World Prematurity Month 2022: Returning to hospital after NICU

 

Parker in PICU (Paediatric Intensive Care Unit) after being re-admitted

 

After falling pregnant for the second time, I always knew it would be different. I was immediately labelled a high-risk pregnancy. My first-born child, Hazel, was slightly premature due to pre-eclampsia so I was closely monitored. I went through the pregnancy knowing there was a good chance of premature birth, but having no idea what that would actually mean for me or my baby. 

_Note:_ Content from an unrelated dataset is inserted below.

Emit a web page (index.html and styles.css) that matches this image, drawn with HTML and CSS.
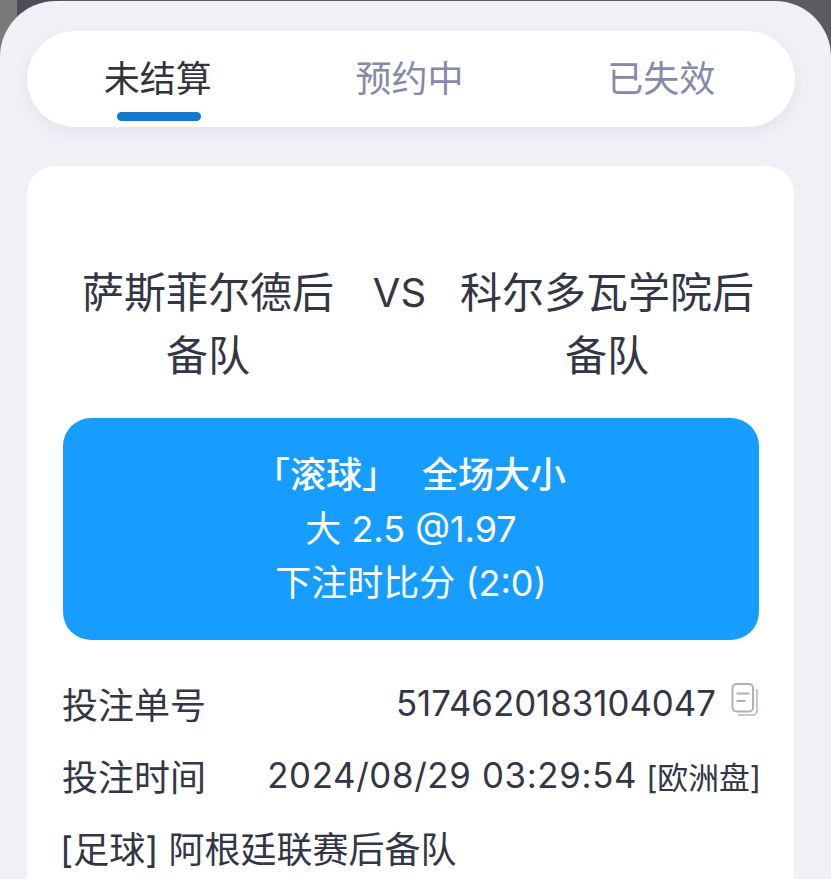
FILE: index.html
```html
<!DOCTYPE html>
<html lang="zh">
<head>
<meta charset="utf-8">
<title>注单</title>
<link rel="stylesheet" href="styles.css">
</head>
<body>
<div class="backdrop"></div>
<main class="sheet">
  <nav class="tabs">
    <div class="tab active">未结算<span class="bar"></span></div>
    <div class="tab">预约中</div>
    <div class="tab">已失效</div>
  </nav>
  <section class="card">
    <div class="teams">
      <div class="team">萨斯菲尔德后备队</div>
      <div class="vs">VS</div>
      <div class="team">科尔多瓦学院后备队</div>
    </div>
    <div class="bet">
      <div class="bet-title"><span>「滚球」</span><span>全场大小</span></div>
      <div>大 2.5 @1.97</div>
      <div>下注时比分 (2:0)</div>
    </div>
    <div class="row">
      <span class="label">投注单号</span>
      <span class="value">5174620183104047<svg class="copy" width="28" height="34" viewBox="0 0 28 34" fill="none"><path d="M26 6V28a4 4 0 0 1-4 4H7" stroke="#c6c9ce" stroke-width="2.200"/><rect x="1.500" y="1" width="20.500" height="27.500" rx="4" stroke="#aeb1b8" stroke-width="2" fill="#fff"/><path d="M5.500 10.500h13M5.500 18h9" stroke="#aeb1b8" stroke-width="1.800"/></svg></span>
    </div>
    <div class="row">
      <span class="label">投注时间</span>
      <span class="value"><span class="time">2024/08/29 03:29:54</span><span class="market">[欧洲盘]</span></span>
    </div>
    <div class="league">[足球] 阿根廷联赛后备队</div>
  </section>
</main>
</body>
</html>
```
FILE: styles.css
```css
* { box-sizing: border-box; }
html, body { margin: 0; height: 879px; overflow: hidden; }
body {
  position: relative;
  background: #5f6068;
  font-family: "Inter", "Noto Sans CJK SC", sans-serif;
  color: #333645;
}
.backdrop {
  position: absolute;
  inset: 0 0 auto 0;
  height: 60px;
  background: linear-gradient(90deg, #7a7a7c 0, #7a7a7c 17px, #4b4d5a 17px, #4b4d5a 60px, #5b5b60 60px, #5b5b60 100%);
}
.sheet {
  position: relative;
  height: 878px;
  padding: 30px 37px 0 27px;
  margin-top: 1px;
  background: #f0f0f6;
  border-radius: 56px 56px 0 0;
}
.tabs {
  display: grid;
  grid-template-columns: repeat(3, 1fr);
  width: 768px;
  height: 96px;
  padding: 0 8px 0 5px;
  border-radius: 48px;
  background: #fff;
  box-shadow: 0 6px 14px rgba(160, 165, 185, 0.16);
}
.tab {
  position: relative;
  text-align: center;
  font-size: 36px;
  line-height: 96px;
  color: #8589ab;
}
.tab.active { color: #33343a; }
.bar {
  position: absolute;
  left: 50%;
  bottom: 6px;
  width: 84px;
  height: 9px;
  margin-left: -41px;
  border-radius: 5px;
  background: #1578cc;
}
.card {
  width: 767px;
  height: 760px;
  margin-top: 39px;
  padding: 0 35px 0 36px;
  background: #fff;
  border-radius: 28px 28px 0 0;
}
.teams {
  display: grid;
  grid-template-columns: 290px 1fr 304px;
  padding-top: 96px;
  height: 252px;
  font-size: 42px;
  line-height: 62.5px;
  text-align: center;
  color: #333645;
}
.vs { padding-right: 9px; font-size: 40px; }
.bet {
  display: flex;
  flex-direction: column;
  align-items: center;
  justify-content: center;
  width: 696px;
  height: 222px;
  border-radius: 28px;
  background: #179dff;
  color: #fff;
  font-size: 36px;
  line-height: 54px;
}
.bet-title {
  display: flex;
  gap: 24px;
  padding-right: 2px;
  font-weight: 500;
}
.row {
  display: flex;
  justify-content: space-between;
  align-items: center;
  height: 72px;
  font-size: 36px;
  color: #333645;
}
.bet + .row { margin-top: 27px; }
.label { margin-left: -1px; }
.value { display: flex; align-items: center; font-size: 34.8px; }
.time { letter-spacing: 0.66px; }
.copy { margin-left: 15px; margin-top: -6px; }
.market { margin: 0 -2px 0 9px; font-size: 30.8px; }
.league { margin: 3px 0 0 -3px; font-size: 36px; line-height: 72px; }
```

Parker spent 21 days in neonatal care before coming home

At 25 weeks my blood pressure shot up and I was admitted to hospital. There were ups and downs, but I managed to hold on until the inevitable happened and Parker was delivered early at 33 weeks’ gestation. It was much more difficult for him than I had ever expected because his lung collapsed and he was put on a ventilator. However, after that was resolved, Parker’s NICU (neonatal intensive care unit) journey was fairly smooth. We slowly weaned down his oxygen levels and he was discharged with an NG (nasogastric) tube after 21 days. 

Home to a mix of emotions 

I had no idea about NICU life: how serious it could be or the emotions that came with it. I also had no idea that it could affect my baby after we had been discharged. Coming home from NICU was a real mix of emotions. Firstly, we got our baby, but secondly, we got our baby, tubes and all. We were responsible for him, and there were no nurses or doctors on hand should anything go wrong. 

Terrifying return to the familiar

Having to take Parker back to hospital for respiratory problems was terrifying. He was four months old (just over two months corrected) and still so small and vulnerable as he passed through A&E with lots of other sick children. The familiar sounds of the monitors and the re-admission of NG tubes and oxygen felt like such backward steps. This time around I understood the terminology better and knew what criteria would meet certain needs. My mind was racing through the worst-case scenarios, and why wouldn’t it? I’d seen it all before and everything came flooding back. 

My mind was racing through worst-case scenarios, and why wouldn’t it? I’d seen it all before. Everything came flooding back
— Parker's mum, Megan

Children’s hospitals are very different to NICU. We had our own room, just me, my boy and the same four walls. NICU is stressful, but as it’s a shared ward, you can see all the other parents in a similar situation and you even make friends. NICU brings you through a journey in structured stages: progress is tracked and almost ticked off day by day, week by week. But the children’s hospital was very different. The nurses deal with so many other children of various age groups and illnesses and aren’t specialised like NICU nurses. I didn’t feel they could ‘read’ Parker like the NICU nurses seemed able to do. However, the hospital took  good care of my baby and, as we moved from the Medicine Ward to HDU (High-dependency unit) then to PICU (Paediatric Intensive Care Unit), they were compassionate and showed understanding of what we were going through. 

Caution and anxiety after neonatal care

Life after neonatal care has had quite an impact on us as a family. After that first admission, there were many more hospital visits for respiratory issues as we went through our first winter. During our journey, my husband Gaggs and I have become cautious, health-conscious parents, who are anxious about what’s to come. However, at the same time, we have become more educated. We’ve learnt to be tough and resilient, and are not as phased by things that would have previously been very scary.

Hard to understand

Parker (right) with big sister Hazel, mum Megan and dad Gaggs

I think it’s hard for other people to understand our situation or know what to say when things go wrong. Most people think that once you take your baby home, they will be like any other full-term, healthy baby. Even I thought that at first! The number one comment we get from people when sharing parts of our baby’s story is ‘you’re so strong, I don’t know how you do it’. The fact is, we are not any stronger than the next person. We just have no choice. 

Our boy is now 18 months and growing stronger by the day. While he still has some respiratory issues, we’re finding ways to manage them. We’re proud to say Parker is thriving, despite everything he has been through, and is such a happy boy!

Thanks to Megan for sharing Parker’s story.